GIVEN PROBLEM
Check each line of the entries below for the string "this"; copy every line where it appears.

Web page code records
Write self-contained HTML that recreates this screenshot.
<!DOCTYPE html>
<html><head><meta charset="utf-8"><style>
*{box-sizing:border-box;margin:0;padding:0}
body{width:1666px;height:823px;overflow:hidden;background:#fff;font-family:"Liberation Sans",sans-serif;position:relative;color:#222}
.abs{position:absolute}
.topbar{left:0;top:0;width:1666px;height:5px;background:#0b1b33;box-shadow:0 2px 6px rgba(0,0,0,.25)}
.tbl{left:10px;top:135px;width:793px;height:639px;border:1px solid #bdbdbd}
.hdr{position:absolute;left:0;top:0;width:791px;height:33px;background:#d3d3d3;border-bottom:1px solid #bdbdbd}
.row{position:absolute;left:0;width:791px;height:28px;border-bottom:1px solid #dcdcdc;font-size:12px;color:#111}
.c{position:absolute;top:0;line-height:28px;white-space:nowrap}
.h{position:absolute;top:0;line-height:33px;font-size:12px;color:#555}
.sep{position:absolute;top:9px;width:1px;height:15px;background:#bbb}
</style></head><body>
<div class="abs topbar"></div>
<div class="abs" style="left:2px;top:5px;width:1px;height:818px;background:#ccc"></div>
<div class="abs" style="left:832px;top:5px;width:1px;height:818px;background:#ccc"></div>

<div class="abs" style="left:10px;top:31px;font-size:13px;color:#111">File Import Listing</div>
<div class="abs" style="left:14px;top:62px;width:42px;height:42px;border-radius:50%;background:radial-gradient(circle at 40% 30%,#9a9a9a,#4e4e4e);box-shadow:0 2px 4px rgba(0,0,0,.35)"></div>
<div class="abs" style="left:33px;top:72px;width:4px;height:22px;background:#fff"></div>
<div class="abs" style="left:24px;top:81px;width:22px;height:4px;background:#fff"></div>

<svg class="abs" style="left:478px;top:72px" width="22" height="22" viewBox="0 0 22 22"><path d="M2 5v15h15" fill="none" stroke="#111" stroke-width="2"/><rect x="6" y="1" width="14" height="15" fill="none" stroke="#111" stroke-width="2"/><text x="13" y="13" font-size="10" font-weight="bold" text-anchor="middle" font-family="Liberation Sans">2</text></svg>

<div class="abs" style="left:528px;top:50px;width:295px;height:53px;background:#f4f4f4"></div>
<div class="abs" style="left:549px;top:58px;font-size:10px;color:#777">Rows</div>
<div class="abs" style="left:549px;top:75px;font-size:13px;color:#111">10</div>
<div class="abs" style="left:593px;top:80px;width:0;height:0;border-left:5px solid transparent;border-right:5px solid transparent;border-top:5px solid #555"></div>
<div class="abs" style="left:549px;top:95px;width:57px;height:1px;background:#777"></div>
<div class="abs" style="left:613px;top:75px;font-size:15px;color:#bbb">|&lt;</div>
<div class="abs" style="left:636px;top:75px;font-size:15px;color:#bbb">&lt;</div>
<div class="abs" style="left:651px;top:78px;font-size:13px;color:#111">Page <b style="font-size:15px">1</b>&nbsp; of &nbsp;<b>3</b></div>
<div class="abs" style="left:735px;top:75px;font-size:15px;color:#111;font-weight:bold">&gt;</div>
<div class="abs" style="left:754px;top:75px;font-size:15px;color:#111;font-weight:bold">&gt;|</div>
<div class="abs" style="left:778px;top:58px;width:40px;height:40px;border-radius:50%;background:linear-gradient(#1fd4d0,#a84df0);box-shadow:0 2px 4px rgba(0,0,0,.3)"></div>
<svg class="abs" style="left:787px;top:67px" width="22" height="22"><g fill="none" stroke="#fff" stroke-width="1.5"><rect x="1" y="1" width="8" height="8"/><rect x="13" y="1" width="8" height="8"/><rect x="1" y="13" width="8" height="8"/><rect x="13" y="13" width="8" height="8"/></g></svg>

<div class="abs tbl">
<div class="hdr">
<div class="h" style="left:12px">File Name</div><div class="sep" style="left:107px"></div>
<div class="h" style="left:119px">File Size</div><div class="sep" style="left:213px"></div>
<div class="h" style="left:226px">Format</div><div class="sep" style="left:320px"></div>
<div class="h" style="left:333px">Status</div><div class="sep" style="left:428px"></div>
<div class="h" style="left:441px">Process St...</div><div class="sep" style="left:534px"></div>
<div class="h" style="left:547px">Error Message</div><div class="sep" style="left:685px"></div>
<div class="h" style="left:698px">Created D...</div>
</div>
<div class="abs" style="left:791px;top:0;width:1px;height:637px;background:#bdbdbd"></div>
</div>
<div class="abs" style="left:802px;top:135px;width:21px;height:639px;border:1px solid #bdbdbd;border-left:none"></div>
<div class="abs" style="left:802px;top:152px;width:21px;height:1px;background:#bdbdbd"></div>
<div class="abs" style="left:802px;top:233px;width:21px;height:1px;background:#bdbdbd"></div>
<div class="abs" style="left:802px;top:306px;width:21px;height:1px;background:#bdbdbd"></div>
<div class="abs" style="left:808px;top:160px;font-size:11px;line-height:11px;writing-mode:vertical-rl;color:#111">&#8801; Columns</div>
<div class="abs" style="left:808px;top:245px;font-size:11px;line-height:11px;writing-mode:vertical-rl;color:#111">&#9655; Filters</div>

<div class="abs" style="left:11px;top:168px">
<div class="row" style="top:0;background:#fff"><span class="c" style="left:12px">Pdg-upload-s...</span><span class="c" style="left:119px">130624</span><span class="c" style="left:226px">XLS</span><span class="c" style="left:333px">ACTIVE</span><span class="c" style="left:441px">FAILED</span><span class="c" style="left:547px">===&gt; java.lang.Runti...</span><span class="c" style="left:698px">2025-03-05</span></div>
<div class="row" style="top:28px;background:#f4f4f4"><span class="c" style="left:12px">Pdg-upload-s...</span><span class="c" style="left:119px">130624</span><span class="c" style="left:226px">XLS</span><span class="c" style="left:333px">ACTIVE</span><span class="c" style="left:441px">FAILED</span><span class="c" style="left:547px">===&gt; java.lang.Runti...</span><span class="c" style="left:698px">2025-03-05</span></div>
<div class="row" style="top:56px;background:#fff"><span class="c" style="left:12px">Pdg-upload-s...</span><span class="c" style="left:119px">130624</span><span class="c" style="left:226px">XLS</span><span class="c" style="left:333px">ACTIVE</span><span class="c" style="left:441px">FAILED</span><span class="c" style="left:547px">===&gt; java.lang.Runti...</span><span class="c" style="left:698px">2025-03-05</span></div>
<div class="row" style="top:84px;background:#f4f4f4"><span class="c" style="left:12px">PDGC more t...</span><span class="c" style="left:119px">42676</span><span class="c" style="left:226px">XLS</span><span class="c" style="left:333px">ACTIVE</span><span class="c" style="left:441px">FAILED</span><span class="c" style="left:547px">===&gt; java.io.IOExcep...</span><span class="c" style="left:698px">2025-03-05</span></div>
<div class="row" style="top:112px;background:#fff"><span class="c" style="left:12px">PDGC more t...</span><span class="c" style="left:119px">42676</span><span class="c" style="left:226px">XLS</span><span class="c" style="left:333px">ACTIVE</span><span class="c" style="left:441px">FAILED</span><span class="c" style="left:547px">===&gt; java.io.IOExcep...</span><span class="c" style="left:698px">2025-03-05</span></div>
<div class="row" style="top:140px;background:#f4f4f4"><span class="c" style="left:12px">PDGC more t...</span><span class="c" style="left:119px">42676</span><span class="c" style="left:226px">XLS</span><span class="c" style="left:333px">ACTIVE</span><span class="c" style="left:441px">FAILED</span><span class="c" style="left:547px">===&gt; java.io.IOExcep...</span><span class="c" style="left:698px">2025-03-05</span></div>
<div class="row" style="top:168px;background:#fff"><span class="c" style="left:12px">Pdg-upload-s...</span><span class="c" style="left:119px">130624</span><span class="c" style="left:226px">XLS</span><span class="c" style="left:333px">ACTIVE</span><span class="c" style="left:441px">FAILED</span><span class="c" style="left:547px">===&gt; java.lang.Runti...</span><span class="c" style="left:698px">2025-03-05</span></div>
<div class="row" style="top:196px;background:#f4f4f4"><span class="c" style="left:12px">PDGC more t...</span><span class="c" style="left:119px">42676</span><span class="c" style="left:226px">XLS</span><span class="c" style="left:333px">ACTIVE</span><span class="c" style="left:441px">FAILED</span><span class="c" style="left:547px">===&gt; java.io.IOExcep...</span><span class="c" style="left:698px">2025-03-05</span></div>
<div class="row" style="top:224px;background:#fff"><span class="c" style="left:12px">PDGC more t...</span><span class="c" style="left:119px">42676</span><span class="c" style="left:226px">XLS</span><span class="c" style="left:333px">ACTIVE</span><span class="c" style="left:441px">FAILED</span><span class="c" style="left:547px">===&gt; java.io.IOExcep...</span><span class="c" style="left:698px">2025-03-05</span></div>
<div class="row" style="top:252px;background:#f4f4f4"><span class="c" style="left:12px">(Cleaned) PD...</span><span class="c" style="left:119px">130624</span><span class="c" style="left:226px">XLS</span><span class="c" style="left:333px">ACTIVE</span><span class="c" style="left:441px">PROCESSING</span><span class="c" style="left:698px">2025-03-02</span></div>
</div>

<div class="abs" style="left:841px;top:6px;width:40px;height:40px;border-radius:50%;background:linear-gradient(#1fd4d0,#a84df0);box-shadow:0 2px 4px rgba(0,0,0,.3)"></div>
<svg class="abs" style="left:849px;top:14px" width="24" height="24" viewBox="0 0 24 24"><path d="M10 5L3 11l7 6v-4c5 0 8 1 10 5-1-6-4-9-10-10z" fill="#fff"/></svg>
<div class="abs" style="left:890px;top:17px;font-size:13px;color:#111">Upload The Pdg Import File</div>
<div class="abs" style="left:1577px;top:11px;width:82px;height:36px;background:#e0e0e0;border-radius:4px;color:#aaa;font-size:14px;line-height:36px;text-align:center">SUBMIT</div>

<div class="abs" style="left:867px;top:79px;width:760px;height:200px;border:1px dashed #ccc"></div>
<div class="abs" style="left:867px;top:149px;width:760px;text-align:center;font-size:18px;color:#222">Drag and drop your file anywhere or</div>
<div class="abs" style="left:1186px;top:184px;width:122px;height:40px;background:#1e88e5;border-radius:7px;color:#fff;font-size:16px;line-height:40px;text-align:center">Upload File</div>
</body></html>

==

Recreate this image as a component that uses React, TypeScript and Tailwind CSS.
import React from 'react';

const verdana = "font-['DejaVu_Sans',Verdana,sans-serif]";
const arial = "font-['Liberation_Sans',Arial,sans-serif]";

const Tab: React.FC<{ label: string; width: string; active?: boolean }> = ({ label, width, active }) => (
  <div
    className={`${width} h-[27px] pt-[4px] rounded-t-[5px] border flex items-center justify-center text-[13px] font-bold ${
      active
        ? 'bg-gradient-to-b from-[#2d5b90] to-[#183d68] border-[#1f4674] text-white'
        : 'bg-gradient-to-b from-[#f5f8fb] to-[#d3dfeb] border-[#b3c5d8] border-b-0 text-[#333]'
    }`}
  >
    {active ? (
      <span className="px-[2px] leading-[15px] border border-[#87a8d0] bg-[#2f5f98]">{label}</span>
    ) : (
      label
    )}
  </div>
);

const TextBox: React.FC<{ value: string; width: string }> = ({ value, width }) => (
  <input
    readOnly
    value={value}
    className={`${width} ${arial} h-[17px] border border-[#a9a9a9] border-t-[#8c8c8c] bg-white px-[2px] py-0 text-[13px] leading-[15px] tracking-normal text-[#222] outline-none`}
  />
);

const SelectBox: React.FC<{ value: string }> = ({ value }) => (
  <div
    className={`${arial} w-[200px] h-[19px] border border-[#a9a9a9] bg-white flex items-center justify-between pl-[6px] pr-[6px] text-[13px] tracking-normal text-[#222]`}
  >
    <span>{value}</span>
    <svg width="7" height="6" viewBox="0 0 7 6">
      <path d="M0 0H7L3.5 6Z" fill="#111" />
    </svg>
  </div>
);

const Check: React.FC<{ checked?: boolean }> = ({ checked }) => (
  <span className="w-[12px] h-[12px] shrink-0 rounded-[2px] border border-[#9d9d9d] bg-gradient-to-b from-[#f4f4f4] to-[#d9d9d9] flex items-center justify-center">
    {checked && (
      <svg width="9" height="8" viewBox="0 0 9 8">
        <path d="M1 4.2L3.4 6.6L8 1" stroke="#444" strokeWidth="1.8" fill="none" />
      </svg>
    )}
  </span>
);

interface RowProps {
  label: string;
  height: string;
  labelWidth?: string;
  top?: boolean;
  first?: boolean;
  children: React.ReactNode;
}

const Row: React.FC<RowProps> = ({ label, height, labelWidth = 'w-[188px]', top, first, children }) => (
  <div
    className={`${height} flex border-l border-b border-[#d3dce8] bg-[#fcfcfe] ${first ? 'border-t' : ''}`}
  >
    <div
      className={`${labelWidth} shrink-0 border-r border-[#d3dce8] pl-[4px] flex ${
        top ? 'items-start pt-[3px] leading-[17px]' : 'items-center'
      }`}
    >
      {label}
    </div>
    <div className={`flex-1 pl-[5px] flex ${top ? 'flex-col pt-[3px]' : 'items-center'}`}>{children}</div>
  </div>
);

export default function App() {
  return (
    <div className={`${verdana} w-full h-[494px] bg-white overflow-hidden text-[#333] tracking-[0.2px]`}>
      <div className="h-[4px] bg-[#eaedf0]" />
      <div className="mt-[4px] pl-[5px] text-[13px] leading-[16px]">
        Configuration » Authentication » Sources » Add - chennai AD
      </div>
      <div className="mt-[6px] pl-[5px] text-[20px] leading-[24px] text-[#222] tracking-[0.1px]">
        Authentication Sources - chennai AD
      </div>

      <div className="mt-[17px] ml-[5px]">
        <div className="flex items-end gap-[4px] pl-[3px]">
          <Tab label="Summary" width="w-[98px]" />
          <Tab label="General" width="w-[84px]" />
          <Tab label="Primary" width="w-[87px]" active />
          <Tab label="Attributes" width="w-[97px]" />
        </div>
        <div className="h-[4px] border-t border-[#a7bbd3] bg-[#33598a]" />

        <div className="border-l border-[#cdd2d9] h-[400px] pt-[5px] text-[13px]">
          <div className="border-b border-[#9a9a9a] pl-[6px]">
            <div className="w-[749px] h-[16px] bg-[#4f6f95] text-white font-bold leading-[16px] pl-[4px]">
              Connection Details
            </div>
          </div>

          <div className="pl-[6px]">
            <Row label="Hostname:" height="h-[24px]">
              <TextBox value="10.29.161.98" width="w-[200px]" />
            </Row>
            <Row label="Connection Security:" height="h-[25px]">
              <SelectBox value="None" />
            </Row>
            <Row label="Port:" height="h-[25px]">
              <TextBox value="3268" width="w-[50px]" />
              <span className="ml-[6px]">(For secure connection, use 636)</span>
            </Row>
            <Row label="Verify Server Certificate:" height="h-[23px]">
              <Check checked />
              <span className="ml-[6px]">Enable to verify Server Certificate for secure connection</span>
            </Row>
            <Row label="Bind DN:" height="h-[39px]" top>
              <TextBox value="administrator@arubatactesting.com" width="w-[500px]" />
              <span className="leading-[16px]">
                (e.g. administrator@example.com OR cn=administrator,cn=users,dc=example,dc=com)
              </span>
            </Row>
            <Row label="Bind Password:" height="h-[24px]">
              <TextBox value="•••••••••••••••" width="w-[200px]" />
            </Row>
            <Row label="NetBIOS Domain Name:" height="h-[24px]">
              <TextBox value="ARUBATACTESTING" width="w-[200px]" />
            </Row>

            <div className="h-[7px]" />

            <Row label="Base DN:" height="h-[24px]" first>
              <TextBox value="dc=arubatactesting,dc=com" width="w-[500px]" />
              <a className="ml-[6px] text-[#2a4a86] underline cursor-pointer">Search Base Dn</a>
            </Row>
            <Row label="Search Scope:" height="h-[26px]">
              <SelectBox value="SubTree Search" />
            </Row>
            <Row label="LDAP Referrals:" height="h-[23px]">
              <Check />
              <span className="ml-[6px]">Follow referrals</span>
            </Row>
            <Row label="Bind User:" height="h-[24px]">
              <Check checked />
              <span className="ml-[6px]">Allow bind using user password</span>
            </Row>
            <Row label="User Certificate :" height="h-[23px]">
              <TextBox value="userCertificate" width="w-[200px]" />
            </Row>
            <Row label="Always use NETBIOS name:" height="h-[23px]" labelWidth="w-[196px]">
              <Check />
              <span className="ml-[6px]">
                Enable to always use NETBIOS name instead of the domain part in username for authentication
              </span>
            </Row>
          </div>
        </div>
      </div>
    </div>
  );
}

---

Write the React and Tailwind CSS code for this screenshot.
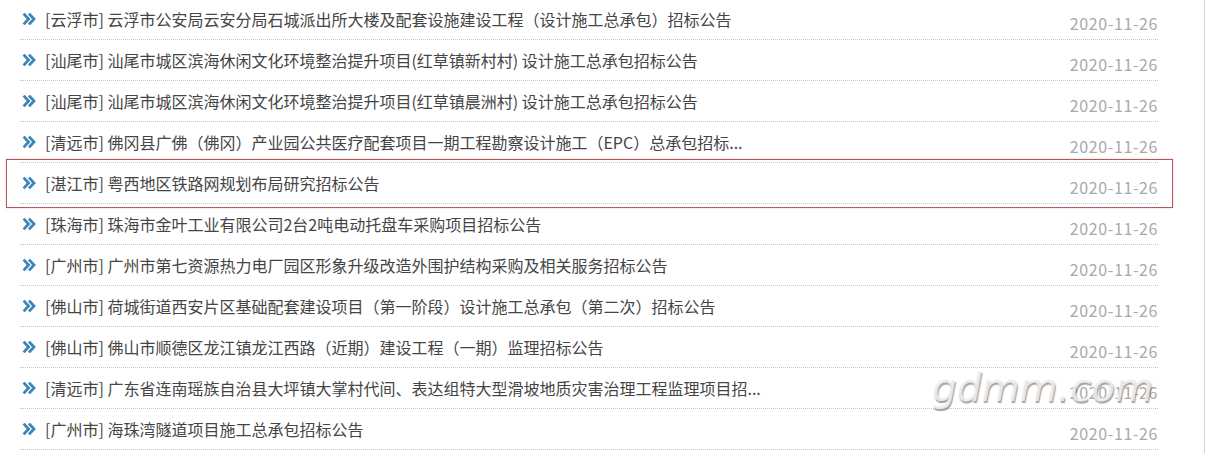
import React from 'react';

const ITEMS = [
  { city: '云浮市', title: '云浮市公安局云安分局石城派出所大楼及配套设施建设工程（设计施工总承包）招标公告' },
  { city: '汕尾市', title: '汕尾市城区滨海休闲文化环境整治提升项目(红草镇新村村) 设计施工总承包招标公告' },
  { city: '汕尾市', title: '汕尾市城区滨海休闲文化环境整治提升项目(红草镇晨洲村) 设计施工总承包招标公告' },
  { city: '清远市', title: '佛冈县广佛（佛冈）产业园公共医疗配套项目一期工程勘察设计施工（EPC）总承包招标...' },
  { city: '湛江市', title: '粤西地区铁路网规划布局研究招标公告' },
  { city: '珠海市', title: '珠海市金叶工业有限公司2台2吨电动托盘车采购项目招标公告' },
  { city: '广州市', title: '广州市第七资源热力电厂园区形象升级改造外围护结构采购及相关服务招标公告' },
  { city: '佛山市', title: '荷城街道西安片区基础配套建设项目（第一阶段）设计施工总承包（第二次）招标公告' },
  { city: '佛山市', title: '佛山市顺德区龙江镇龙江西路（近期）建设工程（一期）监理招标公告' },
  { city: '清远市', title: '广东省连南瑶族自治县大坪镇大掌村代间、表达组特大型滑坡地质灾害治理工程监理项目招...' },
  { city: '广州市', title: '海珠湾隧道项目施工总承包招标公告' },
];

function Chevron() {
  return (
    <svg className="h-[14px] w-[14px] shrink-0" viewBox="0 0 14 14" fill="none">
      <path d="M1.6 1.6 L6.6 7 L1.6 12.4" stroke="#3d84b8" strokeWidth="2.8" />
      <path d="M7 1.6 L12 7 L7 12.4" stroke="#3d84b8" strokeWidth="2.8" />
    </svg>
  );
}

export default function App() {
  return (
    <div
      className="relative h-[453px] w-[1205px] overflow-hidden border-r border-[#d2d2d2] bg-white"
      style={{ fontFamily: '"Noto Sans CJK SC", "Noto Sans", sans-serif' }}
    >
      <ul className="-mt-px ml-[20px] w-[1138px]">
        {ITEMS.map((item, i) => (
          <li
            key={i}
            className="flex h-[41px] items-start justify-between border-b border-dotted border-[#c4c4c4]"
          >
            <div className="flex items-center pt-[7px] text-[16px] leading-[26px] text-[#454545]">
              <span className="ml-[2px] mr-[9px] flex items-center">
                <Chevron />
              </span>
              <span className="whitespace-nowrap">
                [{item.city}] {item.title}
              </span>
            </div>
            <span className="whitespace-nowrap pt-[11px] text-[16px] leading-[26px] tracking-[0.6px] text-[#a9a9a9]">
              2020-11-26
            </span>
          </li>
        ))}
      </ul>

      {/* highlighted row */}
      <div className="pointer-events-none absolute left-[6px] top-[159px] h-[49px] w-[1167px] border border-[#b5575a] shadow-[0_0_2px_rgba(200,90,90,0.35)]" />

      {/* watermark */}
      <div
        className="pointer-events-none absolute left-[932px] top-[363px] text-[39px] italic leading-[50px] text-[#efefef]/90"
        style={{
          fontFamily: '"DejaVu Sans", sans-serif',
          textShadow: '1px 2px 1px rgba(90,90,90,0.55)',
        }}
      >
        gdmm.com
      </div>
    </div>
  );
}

THE RESPONSE
Write self-contained HTML that recreates this screenshot.
Recreate this image as a component that uses React, TypeScript and Tailwind CSS.
Write the React and Tailwind CSS code for this screenshot.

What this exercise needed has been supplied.